Submitted by Maureen Scudder, Northwest Catholic High School
Northwest Catholic students are learning real-world skills everyday. How to think, how to work, how to lead, and how to serve are all part of their daily experience. Students at Northwest Catholic are also learning how to ask probing questions and make healthy decisions.
November’s vaping presentation by Jane Reardon, a pulmonary clinical nurse specialist, and Ruth Canovi, the director of advocacy at the American Lung Association in Connecticut, was about the dangers of vaping, and the students were listening.
Canovi’s slides helped the audience answer basic questions about e-cigarettes — what are they, why are they dangerous, and what can students do about it? She explained that e-cigarettes come in various shapes and with different names, but they’re ultimately the same and they’re always pernicious. The big takeaway? There’s no such thing as harmless vaping.
Canovi said that only a year ago most students thought vaping liquid didn’t include nicotine. Today, students are wiser. They’re aware that 99% of e-cigarettes in all their forms contain nicotine. Canovi continued to teach: “Nicotine is a colorless, liquid alkaloid that is also used as an insecticide,” and this disturbing point was not lost on the audience.
Canovi also explained that the producers of vaping tanks, mods and chemicals are manipulated to make them easier to smoke and easier to get addicted to. The diabolical element, according to Canovi, is that they target youth and they’re designed to hook their users. Canovi didn’t hold back — she said, “Phillip Morris and other tobacco manufacturers have never had the reputation of putting public health first.” There also all designing their own e-cigarettes to get their cut of the market.
What Canovi wanted the students to fully understand is that these materials are still young and still unregulated. This reality should be terrifying to users. The FDA is not yet regulating a product that is hooking users and landing people in the hospital, and even killing a few victims.
That’s when guest speaker Jane Reardon became most animated. Nurse Reardon, who is also a tobacco control specialist, shared stories of cigarette addiction, referencing one patient who had been able to quit heroin, alcohol, and marijuana but still “cried at night for a cigarette.” Reardon also spoke of the spate of “popcorn lung” patients she’s encountering at Connecticut hospitals and how terrifying these near-death experiences have been for those poisoned by vaping.

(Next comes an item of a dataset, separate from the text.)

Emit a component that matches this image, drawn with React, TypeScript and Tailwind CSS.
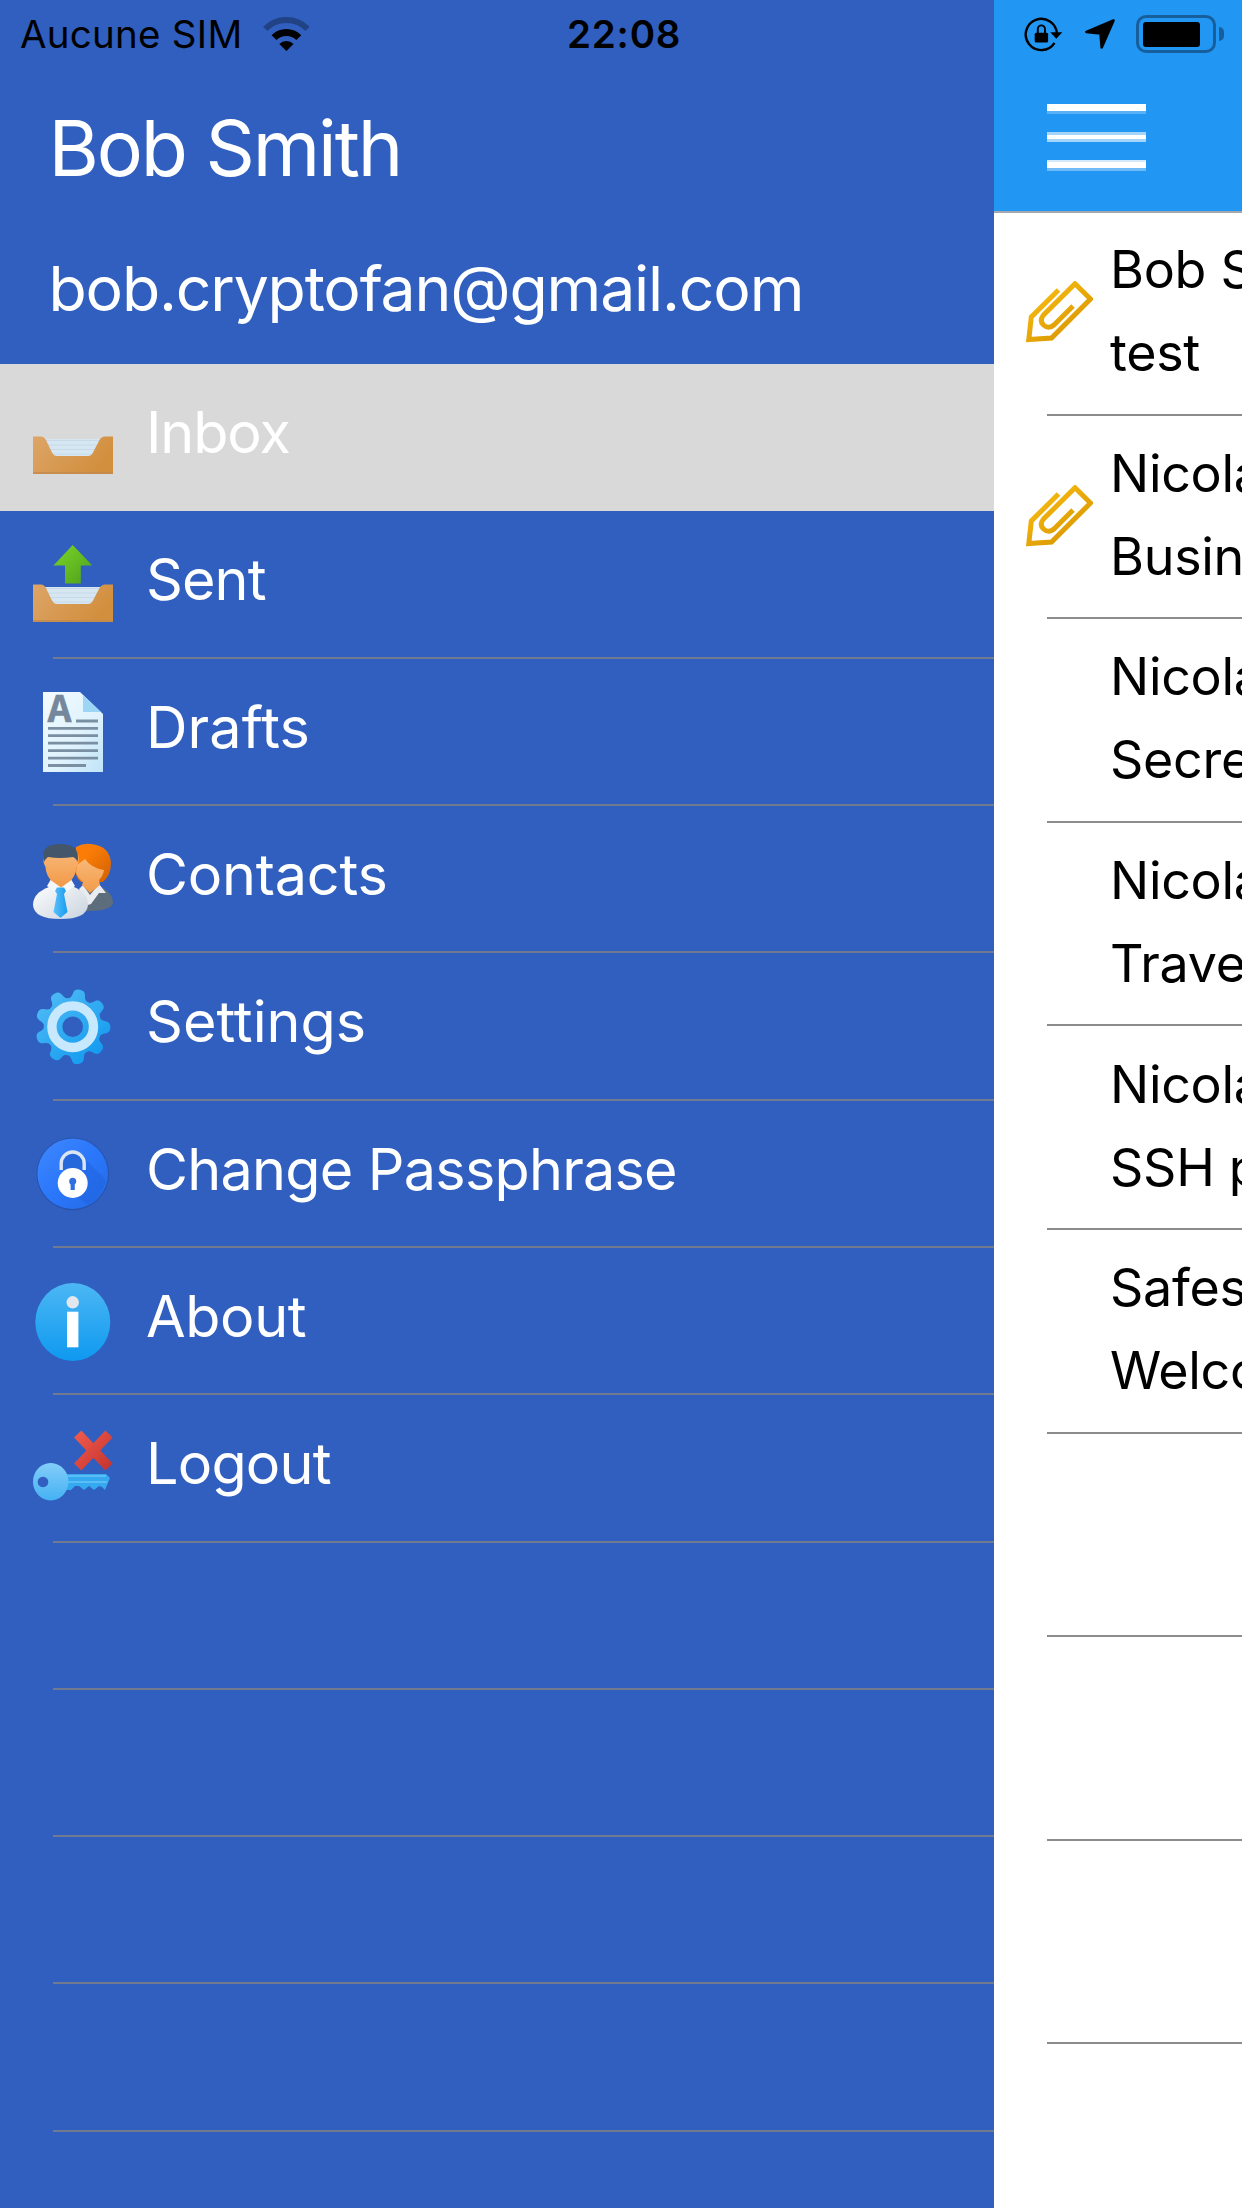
import type { ReactNode } from "react";

function Tray() {
  return (
    <>
      <defs>
        <linearGradient id="tray" x1="0" y1="0" x2="1" y2="0.4">
          <stop offset="0" stopColor="#dda567" />
          <stop offset="1" stopColor="#d28f3e" />
        </linearGradient>
      </defs>
      <path d="M11 42H69L60 61H20Z" fill="#d6e7f2" />
      <path d="M12 43.500H68M14 48H66M16 52.500H64M18 57H62" stroke="#c6dae9" strokeWidth="1" />
      <path d="M0 39.500H8Q11 39.500 13 43L18.500 54.500Q20.500 59 24 59H55Q58.500 59 60.500 54.500L66.500 43Q68.500 39.500 72 39.500H80V77H0Z" fill="url(#tray)" />
      <path d="M0 76H80" stroke="#c08a4c" strokeWidth="1.600" />
    </>
  );
}

function InboxIcon() {
  return <Tray />;
}

function SentIcon() {
  return (
    <>
      <defs>
        <linearGradient id="up" x1="0" y1="0" x2="1" y2="1">
          <stop offset="0" stopColor="#7ad62a" />
          <stop offset="1" stopColor="#4f9f18" />
        </linearGradient>
      </defs>
      <Tray />
      <path d="M39.700 0L59.300 20.500H47.800V38.500H32V20.500H20.500Z" fill="url(#up)" />
    </>
  );
}

function DraftsIcon() {
  return (
    <>
      <defs>
        <linearGradient id="sheet" x1="0" y1="0" x2="1" y2="1">
          <stop offset="0" stopColor="#f3fbff" />
          <stop offset="0.6" stopColor="#dff2fc" />
          <stop offset="1" stopColor="#bfe4f8" />
        </linearGradient>
      </defs>
      <path d="M10 0H47L70 22V80H10Z" fill="url(#sheet)" />
      <path d="M47 0L50 3V20H68L70 22Z" fill="#9dd5f7" />
      <text x="14.500" y="30.300" textLength="24" lengthAdjust="spacingAndGlyphs" className="font-['Liberation_Mono',monospace] text-[40px] font-bold" fill="#74879b" stroke="#74879b" strokeWidth="0.600">A</text>
      <path d="M43 29H65M15 36.300H65M15 43.700H65M15 51.200H65M15 58.700H65M15 66.200H65M15 73.500H53" stroke="#7b8fa3" strokeWidth="2.800" />
    </>
  );
}

function ContactsIcon() {
  return (
    <>
      <defs>
        <linearGradient id="redhair" x1="0" y1="0" x2="1" y2="1">
          <stop offset="0.3" stopColor="#fb7d07" />
          <stop offset="1" stopColor="#d05f04" />
        </linearGradient>
        <linearGradient id="skin" x1="0" y1="0" x2="0" y2="1">
          <stop offset="0" stopColor="#f8b878" />
          <stop offset="1" stopColor="#f29b4a" />
        </linearGradient>
        <linearGradient id="shirt" x1="0" y1="0" x2="1" y2="1">
          <stop offset="0" stopColor="#ffffff" />
          <stop offset="1" stopColor="#c9d3de" />
        </linearGradient>
        <linearGradient id="tie" x1="0" y1="0" x2="1" y2="0">
          <stop offset="0" stopColor="#5cc0fa" />
          <stop offset="1" stopColor="#159cf0" />
        </linearGradient>
      </defs>
      <path d="M50 50Q57 47 66 47Q80 53 80 64Q79 71 58 72H46Z" fill="#5e6d7c" />
      <path d="M46 50L50 46L57 56L66 45L73 54L66 54L58 65L55 66Z" fill="#e8ecf0" />
      <path d="M43 8Q50 4 58 5Q77 7 78 24Q78 36 70 43H48Q42 38 42 28Z" fill="url(#redhair)" />
      <path d="M44 26L52 20Q58 29 71 31Q70 37 66 41L67 46L57 54L49 46L50 43Q45 39 43 34Z" fill="url(#skin)" />
      <path d="M0 66Q0 54 16 48L28 44L41 48Q55 54 55 66Q54 80 27.500 80Q1 80 0 66Z" fill="url(#shirt)" />
      <path d="M18 36H38L39 46L28 51L17 46Z" fill="#f29b4a" />
      <path d="M11 15Q28 9 45 15Q47 24 43.500 28Q43 36 37.500 42Q28 51 18.500 42Q13 36 12.500 28Q9 22 11 15Z" fill="url(#skin)" />
      <path d="M11 23Q6 5 27 5Q48 5 44.500 23Q43 19 40 18Q27 20 15 18Q12 20 11 23Z" fill="#44566a" />
      <path d="M14 47L17.500 41L28 48.500L38.500 41L42 47L33 53L28 49.500L22 53Z" fill="#f4f7fa" />
      <path d="M24 48.500H31L33 52L31 55L34.500 73L27.500 79L20.500 73L24 55L22 52Z" fill="url(#tie)" />
    </>
  );
}

const TEETH = [11, 51, 91, 131, 171, 211, 251, 291, 331];

function SettingsIcon() {
  return (
    <>
      <defs>
        <linearGradient id="gear" gradientUnits="userSpaceOnUse" x1="12" y1="8" x2="66" y2="72">
          <stop offset="0" stopColor="#4ebaf5" />
          <stop offset="1" stopColor="#129aef" />
        </linearGradient>
        <mask id="gearmask">
          <circle cx="39.700" cy="39.700" r="29" fill="white" />
          {TEETH.map((a) => (
            <path key={a} transform={`rotate(${a} 39.700 39.700)`} d="M29 14Q33 12 33.800 6Q34.500 2 39.700 2Q44.900 2 45.600 6Q46.400 12 50.400 14Z" fill="white" />
          ))}
          <circle cx="39.700" cy="39.700" r="10.300" fill="black" />
        </mask>
      </defs>
      <rect width="80" height="80" fill="url(#gear)" mask="url(#gearmask)" />
      <circle cx="39.700" cy="39.700" r="20.800" fill="none" stroke="#c8e9fd" strokeWidth="9.400" />
    </>
  );
}

function LockIcon() {
  return (
    <>
      <defs>
        <linearGradient id="lock" x1="0" y1="0" x2="1" y2="1">
          <stop offset="0" stopColor="#3f88ff" />
          <stop offset="0.5" stopColor="#2b77fb" />
          <stop offset="1" stopColor="#236ae6" />
        </linearGradient>
      </defs>
      <circle cx="39.700" cy="39.900" r="36.300" fill="#2853ac" />
      <circle cx="39.700" cy="39.700" r="35.300" fill="url(#lock)" />
      <path d="M53 26L73 46Q70 62 55 71L40 60Z" fill="#1f62dc" opacity="0.450" />
      <path d="M28.200 36V29.500a11.500 11.500 0 0 1 23 0V36" fill="#2468dc" stroke="#dbe5f4" strokeWidth="3.400" />
      <circle cx="39.700" cy="49" r="15" fill="#fff" />
      <circle cx="39.700" cy="47.300" r="3.500" fill="#2f6fe0" />
      <path d="M39.700 47V56" stroke="#2f6fe0" strokeWidth="4.200" />
    </>
  );
}

function AboutIcon() {
  return (
    <>
      <defs>
        <linearGradient id="info" x1="0" y1="0" x2="0" y2="1">
          <stop offset="0" stopColor="#4cb7f4" />
          <stop offset="1" stopColor="#0e99f0" />
        </linearGradient>
      </defs>
      <ellipse cx="39.800" cy="41" rx="37.500" ry="39" fill="url(#info)" />
      <circle cx="39.700" cy="21.300" r="6.200" fill="#e1e7ed" />
      <rect x="34" y="30.700" width="11.400" height="35.600" fill="#fff" />
    </>
  );
}

function LogoutIcon() {
  return (
    <>
      <defs>
        <linearGradient id="key" x1="0" y1="0" x2="0" y2="1">
          <stop offset="0" stopColor="#83cdf9" />
          <stop offset="1" stopColor="#45b2f3" />
        </linearGradient>
        <linearGradient id="cross" gradientUnits="userSpaceOnUse" x1="42" y1="4" x2="79" y2="41">
          <stop offset="0" stopColor="#f15b4e" />
          <stop offset="1" stopColor="#c4332d" />
        </linearGradient>
      </defs>
      <path d="M33 46H73L77 50L72 62L69 59L66 58L61 62L56 58L51 62L46 58L42 58L38 62H33Z" fill="#34a9f0" />
      <path d="M34 48H73M34 54H74" stroke="#5abdf6" strokeWidth="2" />
      <path fillRule="evenodd" d="M17.700 35a17.700 18.700 0 1 0 .01 0ZM10 48.700a5.300 5.300 0 1 1-.01 0Z" fill="url(#key)" />
      <path d="M44.700 6L76 39M76 6L44.700 39" stroke="url(#cross)" strokeWidth="10" />
    </>
  );
}

const MENU: { label: string; tracking: string; icon: ReactNode }[] = [
  { label: "Inbox", tracking: "tracking-[-1.1px]", icon: <InboxIcon /> },
  { label: "Sent", tracking: "tracking-[-0.9px]", icon: <SentIcon /> },
  { label: "Drafts", tracking: "tracking-[0.1px]", icon: <DraftsIcon /> },
  { label: "Contacts", tracking: "tracking-[-0.2px]", icon: <ContactsIcon /> },
  { label: "Settings", tracking: "tracking-[0px]", icon: <SettingsIcon /> },
  { label: "Change Passphrase", tracking: "tracking-[-0.77px]", icon: <LockIcon /> },
  { label: "About", tracking: "tracking-[-0.4px]", icon: <AboutIcon /> },
  { label: "Logout", tracking: "tracking-[-0.8px]", icon: <LogoutIcon /> },
];

const MESSAGES = [
  { from: "Bob Smith", subject: "test", attachment: true },
  { from: "Nicolas", subject: "Business", attachment: true },
  { from: "Nicolas", subject: "Secret", attachment: false },
  { from: "Nicolas", subject: "Travel", attachment: false },
  { from: "Nicolas", subject: "SSH password", attachment: false },
  { from: "Safester", subject: "Welcome", attachment: false },
];

function Clip() {
  return (
    <svg viewBox="0 0 67 63" className="h-[63px] w-[67px]" fill="none">
      <defs>
        <linearGradient id="clip" gradientUnits="userSpaceOnUse" x1="15" y1="10" x2="45" y2="50">
          <stop offset="0" stopColor="#f6ba10" />
          <stop offset="1" stopColor="#dc9a02" />
        </linearGradient>
      </defs>
      <path d="M32.500 9L5.300 36L2.800 58.500L25.500 57L64.500 18L49 2.700L17.500 34Q13 39.500 17.500 44Q22.500 48.500 28 44L47 25" stroke="url(#clip)" strokeWidth="5" />
    </svg>
  );
}

function Wifi() {
  return (
    <svg viewBox="0 0 47 34" className="h-[34px] w-[47px]" fill="none" stroke="#000">
      <path d="M2.200 11.800A30 30 0 0 1 44.600 11.800" strokeWidth="6" opacity="0.300" />
      <path d="M11 20.600A17.500 17.500 0 0 1 35.800 20.600" strokeWidth="7" />
      <path d="M23.400 34L16.300 26.900A10 10 0 0 1 30.500 26.900Z" fill="#000" stroke="none" />
    </svg>
  );
}

function Drawer() {
  return (
    <aside className="flex h-full w-[994px] shrink-0 flex-col bg-[#305fbf] text-white">
      <div className="flex h-[68px] shrink-0 items-center pl-[20px] text-[38.500px] text-black">
        <span className="w-[243px] pt-[1px] tracking-[0.25px] whitespace-nowrap">Aucune SIM</span>
        <Wifi />
        <span className="ml-[257px] pt-[1px] font-semibold tracking-[0.8px]">22:08</span>
      </div>
      <div className="h-[296.200px] shrink-0 pl-[48.500px]">
        <div className="pt-[25px] text-[77px] leading-[111px] tracking-[-2.1px]">Bob Smith</div>
        <div className="pt-[29px] text-[62.500px] leading-[110px] tracking-[-1.18px]">bob.cryptofan@gmail.com</div>
      </div>
      <nav className="flex flex-col">
        {MENU.map(({ label, tracking, icon }, i) => (
          <div key={label} className={i === 0 ? "h-[147.300px] bg-[#d9d9d9]" : "h-[147.300px]"}>
            <div className="flex h-[145.300px] items-center pl-[33px]">
              <svg viewBox="0 0 80 80" className="mt-[1px] h-[80px] w-[80px] shrink-0">{icon}</svg>
              <span className={`mb-[8px] ml-[33px] text-[57.500px] leading-none ${tracking}`}>{label}</span>
            </div>
            {i > 0 && <div className="ml-[53px] h-[2px] bg-[#727a8f]" />}
          </div>
        ))}
        {[0, 1, 2, 3].map((i) => (
          <div key={i} className="h-[147.300px] pt-[145.300px]">
            <div className="ml-[53px] h-[2px] bg-[#727a8f]" />
          </div>
        ))}
      </nav>
    </aside>
  );
}

function MailPanel() {
  return (
    <main className="h-full w-[248px] shrink-0 overflow-hidden bg-white text-black">
      <header className="h-[213px] border-b-2 border-[#a3a9ae] bg-[#2196f3]">
        <div className="flex h-[68px] items-center pl-[29px]">
          <svg viewBox="0 0 40 36" className="h-[36px] w-[40px]">
            <path d="M31.500 26.800A15.600 15.600 0 1 1 33.900 18" fill="none" stroke="#000" strokeWidth="2.400" />
            <path d="M27.300 16.300H39.300L33.300 22.700Z" />
            <rect x="11.700" y="16.700" width="13.400" height="9.800" rx="1.500" />
            <path d="M14.800 17.500V13a3.600 3.600 0 0 1 7.200 0V17.500" fill="none" stroke="#000" strokeWidth="1.900" />
          </svg>
          <svg viewBox="0 0 30 30" className="ml-[22px] h-[30px] w-[30px]">
            <path d="M28.500 1.500L1.500 13L15.500 14.500L16.700 28.500Z" stroke="#000" strokeWidth="2.600" strokeLinejoin="round" />
          </svg>
          <div className="ml-[21px] h-[38px] w-[80px] rounded-[10px] border-3 border-[#175f9c] p-[3.500px]">
            <div className="h-[25px] w-[57px] rounded-[3px] bg-black" />
          </div>
          <div className="ml-[3px] h-[14px] w-[5px] rounded-r-full bg-[#175f9c]" />
        </div>
        <div className="flex flex-col gap-[18px] pt-[36px] pl-[53px]">
          <div className="h-[10px] w-[99px] border-b-3 border-white/25 bg-white bg-clip-padding" />
          <div className="h-[10px] w-[99px] border-y-3 border-white/60 bg-white bg-clip-padding" />
          <div className="h-[11px] w-[99px] border-t-2 border-b-3 border-t-white/80 border-b-white/35 bg-white bg-clip-padding" />
        </div>
      </header>
      <div className="-mt-[1px]">
        {MESSAGES.map((m, i) => (
          <div key={i} className="h-[203.600px]">
            <div className="flex h-[201.600px] items-center pl-[32px]">
              <div className="w-[84px] shrink-0">{m.attachment && <Clip />}</div>
              <div className="mb-[3px] text-[52px] leading-[83px] tracking-[-0.3px] whitespace-nowrap">
                <div>{m.from}</div>
                <div>{m.subject}</div>
              </div>
            </div>
            <div className="ml-[53px] h-[2px] bg-[#8c8c8c]" />
          </div>
        ))}
        {[0, 1, 2].map((i) => (
          <div key={i} className="h-[203.600px] pt-[201.600px]">
            <div className="ml-[53px] h-[2px] bg-[#8c8c8c]" />
          </div>
        ))}
      </div>
    </main>
  );
}

export default function App() {
  return (
    <div className="flex h-[2208px] w-[1242px] overflow-hidden bg-white font-[Inter,sans-serif]">
      <Drawer />
      <MailPanel />
    </div>
  );
}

Canovi didn’t shy away from sharing gruesome photos of victims of e-cigarette battery fires, and she spoke of the skyrocketing number of visits of toddlers who’ve drank vaping fluid, mistaking it for juice. From “popcorn lung,” when an 18 year old’s lungs looked like an 80 year old COPD patient, to the crippling chain of addiction, Canovi and Reardon shared statistics and stories. After the powerful public service announcement, Northwest Catholic students were better informed. One student even raised her hand to ask the question, “What can we do?” And Ruth Canovi responded, “I’m glad you asked,” then gave sound advice about writing legislators and emailing her personally to join a task force to end vaping.